500g Thinly sliced beef (often found in the freezer sections at Asian grocery stores - you want it to be paper thin)
One packet tofu (firm tofu holds up better for dicing)
One or two packets of jelly noodles, well rinsed (these are cool, they are called shirataki noodles, sometimes konnyaku).  They come in a bag of liquid so are delightfully squishy.  If you can't get them, use some kind of cellophane noodle.
Handful of mushrooms (shitake or enoki are the ususal choice)
One diced leek (save the green tops for making katsudon)
Half a diced chinese cabbage
Sukiyaki sauce (you can quite easily find this in the Japanese section at supermarkets or Asian grocers).  Otherwise google a recipe for making up the quantities.
Water
Four eggs
Knob of butter


Cut up all the ingredients into roughly equal sizes then place on a chopping board ready for cooking.  Put knob of butter in the pan and fry the beef until nicely coloured.  Add in the tofu and swish around.  Add the sukiyaki sauce (you may need to add extra water if there isn't enough liquid once the remainder of the ingredients are added).  You want enough liquid that the food is cooking, not frying, and not poaching.  Maybe half a centimetre across the surface of your pan.  Bring the liquid to the boil and add all other ingredients except the eggs.  Everything cooks very quickly, so just help yourself.

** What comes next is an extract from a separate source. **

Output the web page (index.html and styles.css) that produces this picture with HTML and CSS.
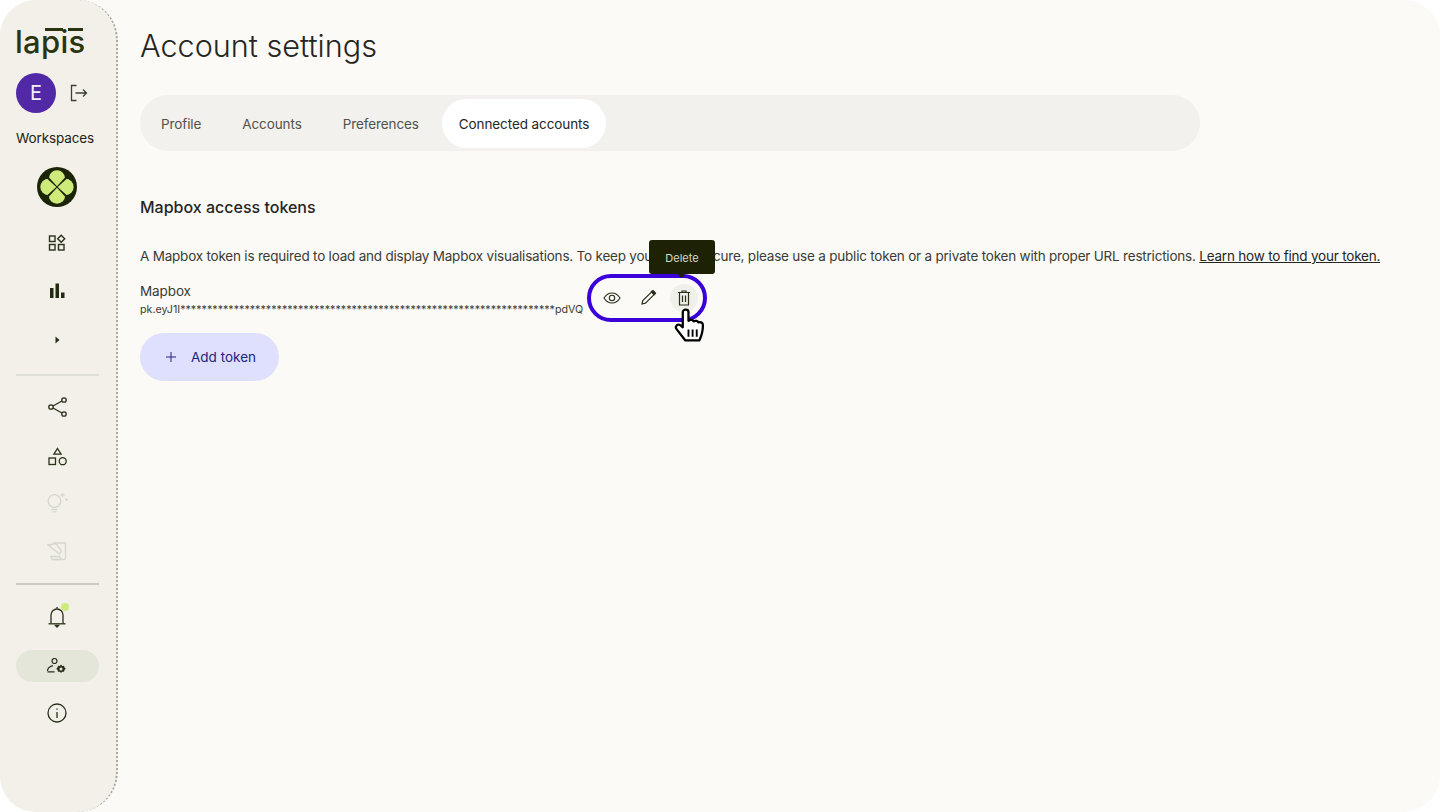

What do you do with the eggs?

Break an egg into a little bowl and mix up.  You dip the cooked sukiyaki into the egg then eat.  The sukiyaki slightly cooks the egg, but it is a little raw, and does freak some people out.

I like to serve this with a small bowl of egg, and a larger bowl filled with Japanese rice, onto which I put the dipped sukiyaki.  The rice then gets deliciously flavoured.

The leftovers for this also make delicious rice balls/ sushi for the next day.